Foyle Pride overshadowed by councillor's criticism of PSNI
PSNI officers did not march at Londonderry's Pride parade after a row erupted on social media about their involvement in the event.
But a gay police officer who manned the PSNI's information stall at the event said that the organisation's presence was crucial to tackling hate crime against the LGBT community.
On Thursday independent councillor Gary Donnelly posted a Facebook status showing several 'Policing with Pride' PSNI vehicles en-route to Londonderry from Belfast.
He claimed that the PSNI was "pretending to care about civil/human rights for some while violating the basic rights of others".
Foyle Pride hit back on its Facebook page, clarifying that the PSNI "had not been invited" and that it had "a blanket ban on uniforms of all kinds" on its parade, a statement that resulted in a furious backlash from followers, some of whom said they would not be attending the parade.
Councillor Donnelly, who attended Saturday's parade, said that to invite the PSNI to march would have been "hypocritical", claiming: "The PSNI is responsible for denying people in this city and in the six counties their very liberties and human rights.
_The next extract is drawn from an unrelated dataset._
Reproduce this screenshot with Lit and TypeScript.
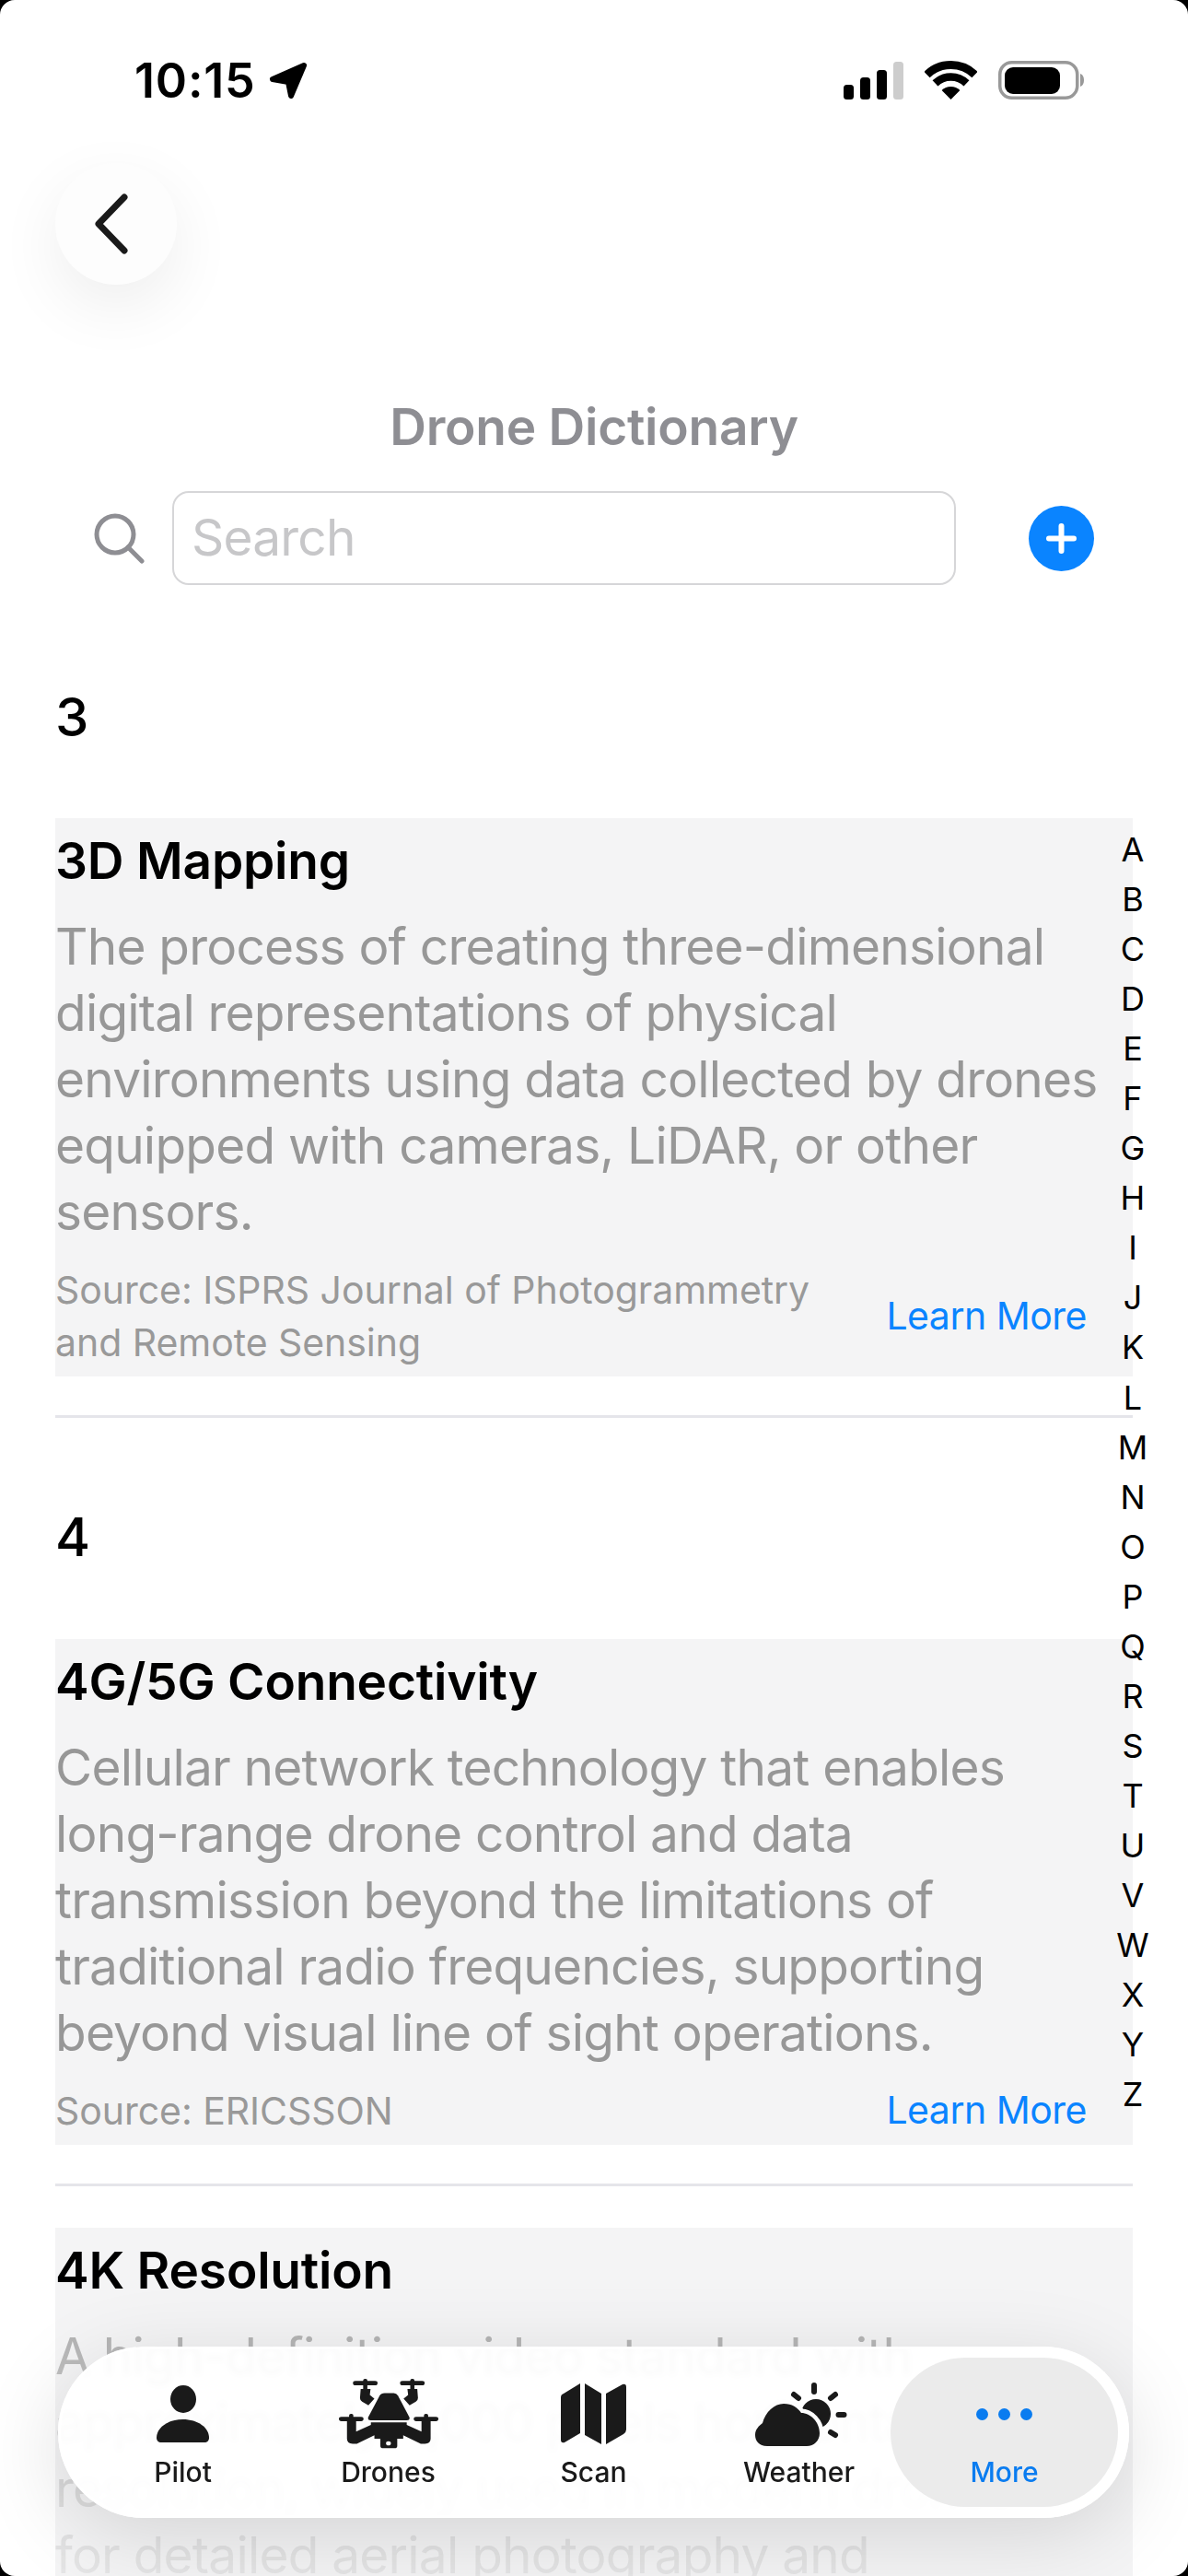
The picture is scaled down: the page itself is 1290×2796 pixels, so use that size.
import { LitElement, html, css, svg } from "lit";
import { customElement } from "lit/decorators.js";

interface Term {
	title: string;
	desc: string;
	source?: string;
	fade?: boolean;
}

const LETTERS = "ABCDEFGHIJKLMNOPQRSTUVWXYZ".split("");

const icons = {
	person: svg`<svg class="i-person" viewBox="0 0 57 62" fill="#1a1a1a"><ellipse cx="29" cy="15" rx="14" ry="15"/><path d="M0 57C0 46 12 37 28.500 37C45 37 57 46 57 57C57 60 55 62 52 62H5C2 62 0 60 0 57Z"/></svg>`,
	drone: svg`<svg class="i-drone" viewBox="802 125 283 230" preserveAspectRatio="none" fill="#1a1a1a">
		<rect x="842" y="132" width="70" height="14" rx="7"/><rect x="976" y="132" width="70" height="14" rx="7"/>
		<rect x="871" y="125" width="12" height="40" rx="5"/><rect x="1005" y="125" width="12" height="40" rx="5"/>
		<path d="M864 158H892L890 178L903 190L886 212L868 200Q862 196 862 188Z"/>
		<path d="M997 158H1025L1027 188Q1027 196 1021 200L1003 212L986 190L999 178Z"/>
		<path d="M932 172H958Q966 172 970 180L1002 250Q1006 261 996 261H892Q882 261 886 250L918 180Q922 172 932 172Z"/>
		<rect x="802" y="250" width="70" height="14" rx="7"/><rect x="1015" y="250" width="70" height="14" rx="7"/>
		<rect x="831" y="240" width="12" height="30" rx="5"/><rect x="1044" y="240" width="12" height="30" rx="5"/>
		<path d="M825 262H851V298L893 276V268H995V276L1037 298V262H1063V322Q1063 338 1047 338H1035L985 310V322H968V345Q968 353 960 353H928Q920 353 920 345V322H903V310L853 338H841Q825 338 825 322Z"/>
		<circle cx="943" cy="337" r="7" fill="#fdfdfd"/>
	</svg>`,
	map: svg`<svg class="i-map" viewBox="0 0 71 66" fill="#1a1a1a">
		<path d="M21 0V54L4 64Q0 65 0 61V15Q0 12 3 11Z"/>
		<path d="M26 0L44 11V66L26 56Z"/>
		<path d="M49 11L67 1Q71 0 71 4V50Q71 53 68 55L49 66Z"/>
	</svg>`,
	weather: svg`<svg class="i-weather" viewBox="0 0 104 74">
		<path d="M66 6V13M44 16L49 20M89 16L84 20M92.500 38H98.500M84 57L89 60" stroke="#1a1a1a" stroke-width="6" stroke-linecap="round"/>
		<circle cx="68" cy="37" r="16" fill="#1a1a1a"/>
		<path d="M15 72C6 72 2 66 2 60C2 54 6 50 10 47C13 35 23 26 33 26C42 26 48 30 52 36C62 36 72 46 72 58C72 66 66 72 58 72Z" fill="#1a1a1a" stroke="#fdfdfd" stroke-width="9" paint-order="stroke"/>
	</svg>`,
};

@customElement("app-root")
export class AppRoot extends LitElement {
	static styles = css`
		:host {
			display: block;
			height: 2796px;
			background: #000;
			font-family: Inter, "Noto Sans", sans-serif;
		}

		.screen {
			position: relative;
			height: 2796px;
			overflow: hidden;
			background: #fff;
			border-radius: 16px;
		}

		.status {
			display: flex;
			justify-content: space-between;
			align-items: center;
			height: 42px;
			padding: 66px 113px 69px 146px;
		}

		.clock {
			display: flex;
			align-items: center;
			gap: 14px;
			font-size: 52px;
			font-weight: 600;
			letter-spacing: 0.8px;
			color: #000;
		}

		.status-icons {
			display: flex;
			align-items: center;
			gap: 23px;
		}

		.back {
			display: flex;
			align-items: center;
			justify-content: center;
			width: 132px;
			height: 132px;
			margin-left: 60px;
			border-radius: 50%;
			background: #fdfdfd;
			box-shadow: 0 24px 70px rgba(0, 0, 0, 0.07);
		}

		.back svg {
			margin-right: 11px;
		}

		.page-title {
			margin-top: 120px;
			font-size: 55px;
			line-height: 68px;
			font-weight: 600;
			letter-spacing: -0.25px;
			text-align: center;
			color: #8e8e93;
		}

		.search-row {
			display: flex;
			align-items: center;
			margin: 36px 0 0 102px;
		}

		.search-box {
			box-sizing: border-box;
			width: 851px;
			height: 102px;
			margin: 0 79px 0 30px;
			padding-left: 19px;
			border: 2px solid #d6d6d8;
			border-radius: 18px;
			font-size: 55px;
			line-height: 97px;
			letter-spacing: -0.8px;
			color: #c7c7c9;
		}

		.add {
			display: flex;
			align-items: center;
			justify-content: center;
			width: 71px;
			height: 71px;
			border-radius: 50%;
			background: #0a84ff;
		}

		.letter {
			margin: 108px 0 75px 60px;
			font-size: 58px;
			line-height: 70px;
			font-weight: 500;
			color: #000;
		}

		.list {
			margin: 0 60px;
		}

		.term {
			padding: 13px 50px 8px 0;
			background: #f4f4f5;
		}

		.term-title {
			font-size: 55px;
			line-height: 66px;
			font-weight: 600;
			letter-spacing: -0.2px;
			color: #000;
		}

		.term-desc {
			margin: 24px -30px 21px 0;
			font-size: 55px;
			line-height: 72px;
			letter-spacing: -0.8px;
			white-space: pre-line;
			color: #979797;
		}

		.term-desc.fade {
			-webkit-mask-image: linear-gradient(
				to bottom,
				rgba(0, 0, 0, 0.72) 0,
				rgba(0, 0, 0, 0.26) 190px,
				rgba(0, 0, 0, 0.13) 290px
			);
			mask-image: linear-gradient(
				to bottom,
				rgba(0, 0, 0, 0.72) 0,
				rgba(0, 0, 0, 0.26) 190px,
				rgba(0, 0, 0, 0.13) 290px
			);
		}

		.term-foot {
			display: flex;
			align-items: center;
			justify-content: space-between;
		}

		.source {
			max-width: 840px;
			font-size: 41px;
			line-height: 57px;
			letter-spacing: -0.05px;
			color: #999;
		}

		.learn {
			margin-bottom: 3px;
			font-size: 41px;
			line-height: 54px;
			letter-spacing: -0.5px;
			color: #0a84ff;
		}

		hr {
			height: 3px;
			margin: 42px 0 0;
			border: 0;
			background: #e5e5ea;
		}

		.next {
			margin-top: 45px;
		}

		.list + .letter {
			margin: 94px 0 76px 60px;
		}

		.index {
			position: absolute;
			top: 895px;
			left: 1210px;
			width: 40px;
			font-size: 36px;
			line-height: 54.04px;
			text-align: center;
			color: #000;
		}

		.nav {
			position: absolute;
			left: 63px;
			top: 2547px;
			box-sizing: border-box;
			display: flex;
			width: 1163px;
			height: 186px;
			padding: 12px 11px 12px 24px;
			border-radius: 93px;
			background: rgba(255, 255, 255, 0.935);
			-webkit-backdrop-filter: blur(2.5px);
			backdrop-filter: blur(2.5px);
			box-shadow: inset 0 0 0 3px rgba(255, 255, 255, 0.8),
				0 20px 90px rgba(0, 0, 0, 0.13);
		}

		.tab {
			flex: 0 0 223px;
			display: flex;
			flex-direction: column;
			align-items: center;
			padding-top: 23px;
			font-size: 30px;
			font-weight: 500;
			line-height: 36px;
			color: #1a1a1a;
		}

		.tab.active {
			flex: 0 0 247px;
			margin-left: -12px;
			border-radius: 82px;
			background: #ebebeb;
			color: #0a7cf0;
		}

		.slot {
			display: flex;
			align-items: center;
			justify-content: center;
			height: 76px;
			margin-bottom: 7px;
		}

		.i-person { width: 57px; height: 62px; }
		.i-drone { width: 108px; height: 76px; }
		.i-map { width: 71px; height: 66px; }
		.i-weather { width: 104px; height: 74px; margin-left: 4px; }

		.dots {
			display: flex;
			gap: 11px;
		}

		.dots i {
			width: 13px;
			height: 13px;
			border-radius: 50%;
			background: #0a7cf0;
		}
	`;

	private renderTerm(t: Term) {
		return html`<div class="term">
			<div class="term-title">${t.title}</div>
			<div class="term-desc ${t.fade ? "fade" : ""}">${t.desc}</div>
			${t.source
				? html`<div class="term-foot">
						<div class="source">${t.source}</div>
						<div class="learn">Learn More</div>
				  </div>`
				: ""}
		</div>`;
	}

	render() {
		return html`<div class="screen">
			<div class="status">
				<div class="clock">
					10:15
					<svg width="42" height="41" viewBox="0 0 42 41" fill="#000">
						<path d="M38 4L4 19L21 22L24 37Z" stroke="#000" stroke-width="6" stroke-linejoin="round"/>
					</svg>
				</div>
				<div class="status-icons">
					<svg width="65" height="41" viewBox="0 0 65 41">
						<rect x="0" y="25" width="11" height="16" rx="3.500"/>
						<rect x="18" y="17" width="11" height="24" rx="3.500"/>
						<rect x="36" y="9" width="11" height="32" rx="3.500"/>
						<rect x="54" y="0" width="11" height="41" rx="3.500" fill="#cdcdcd"/>
					</svg>
					<svg width="57" height="42" viewBox="0 0 57 42" fill="none" stroke="#000">
						<path d="M2.500 15A37.500 37.500 0 0 1 54.500 15" stroke-width="9"/>
						<path d="M11.500 24.400A24.500 24.500 0 0 1 45.500 24.400" stroke-width="8.500"/>
						<path d="M28.500 42L18.600 32.100A14 14 0 0 1 38.400 32.100Z" fill="#000" stroke="none"/>
					</svg>
					<svg width="93" height="42" viewBox="0 0 93 42">
						<rect x="1.750" y="1.750" width="84" height="38.500" rx="13" fill="none" stroke="#999" stroke-width="3.500"/>
						<rect x="7" y="7" width="60" height="29" rx="9"/>
						<path d="M89 14C92 15 93 18 93 21C93 24 92 27 89 28Z" fill="#999"/>
					</svg>
				</div>
			</div>

			<div class="back">
				<svg width="36" height="66" viewBox="0 0 36 66" fill="none" stroke="#1a1a1a" stroke-width="7" stroke-linecap="round" stroke-linejoin="round">
					<path d="M32 4L4 33L32 62"/>
				</svg>
			</div>

			<div class="page-title">Drone Dictionary</div>

			<div class="search-row">
				<svg width="55" height="55" viewBox="0 0 55 55" fill="none" stroke="#8e8e93" stroke-width="5" stroke-linecap="round">
					<circle cx="23" cy="23" r="20"/>
					<path d="M37 37L52 52"/>
				</svg>
				<div class="search-box">Search</div>
				<div class="add">
					<svg width="35" height="35" viewBox="0 0 35 35" stroke="#fff" stroke-width="6" stroke-linecap="round">
						<path d="M17.500 4V31M4 17.500H31"/>
					</svg>
				</div>
			</div>

			<div class="letter">3</div>
			<div class="list">
				${this.renderTerm({
					title: "3D Mapping",
					desc: "The process of creating three-dimensional digital representations of physical environments using data collected by drones equipped with cameras, LiDAR, or other sensors.",
					source: "Source: ISPRS Journal of Photogrammetry and Remote Sensing",
				})}
				<hr />
			</div>

			<div class="letter">4</div>
			<div class="list">
				${this.renderTerm({
					title: "4G/5G Connectivity",
					desc: "Cellular network technology that enables long-range drone control and data transmission beyond the limitations of traditional radio frequencies, supporting beyond visual line of sight operations.",
					source: "Source: ERICSSON",
				})}
				<hr />
				<div class="next">
					${this.renderTerm({
						title: "4K Resolution",
						desc: "A high-definition video standard with approximately 4,000 pixels horizontal resolution, widely used in modern drones\nfor detailed aerial photography and",
						fade: true,
					})}
				</div>
			</div>

			<div class="index">${LETTERS.map((l) => html`<div>${l}</div>`)}</div>

			<div class="nav">
				<div class="tab"><div class="slot">${icons.person}</div>Pilot</div>
				<div class="tab"><div class="slot">${icons.drone}</div>Drones</div>
				<div class="tab"><div class="slot">${icons.map}</div>Scan</div>
				<div class="tab"><div class="slot">${icons.weather}</div>Weather</div>
				<div class="tab active">
					<div class="slot"><div class="dots"><i></i><i></i><i></i></div></div>
					More
				</div>
			</div>
		</div>`;
	}
}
I think it would have made a mockery of the parade, and any parade that does include the PSNI is very hypocritical."
But gay PSNI Constable Alan Fenton - who manned the information stall at the event, handing out PSNI recruitment material and advice on reporting hate crime - said that it was crucial for him and fellow officers to be part of Pride to highlight the issues around hate crime.
"The PSNI has been involved in the Pride Festival for the past number of years," he said. "For this year we have an information stand and the policing with pride vehicles throughout the city and the event. Our officers were involved in the flagship parade in Belfast and it was never envisaged that we would participate in all of the pride parades across Northern Ireland. Pride is an important event for those in the community who identify themselves as being LGBT and we see Pride as an opportunity to highlight that hate crime in whatever form is wrong and the importance of reporting it. It allows us to show that we are here to protect all members of the community."
Foyle Pride chairperson Eimear Willis said that it didn't exclude the officers.
"We are a small enough Pride. We do not need a big police presence," she said. "We deal closely with the PSNI LGBT Network and PSNI. We couldn't do the parade without them. It's actually the PSNI who decided not to march. It decided to march in Belfast because it was a flagship Pride.
"If people have a problem with the police not being active in the parade, it's not us, we haven't excluded them. That talk just hasn't happened, and the PSNI made an active decision not to take part, but it is active on the stalls."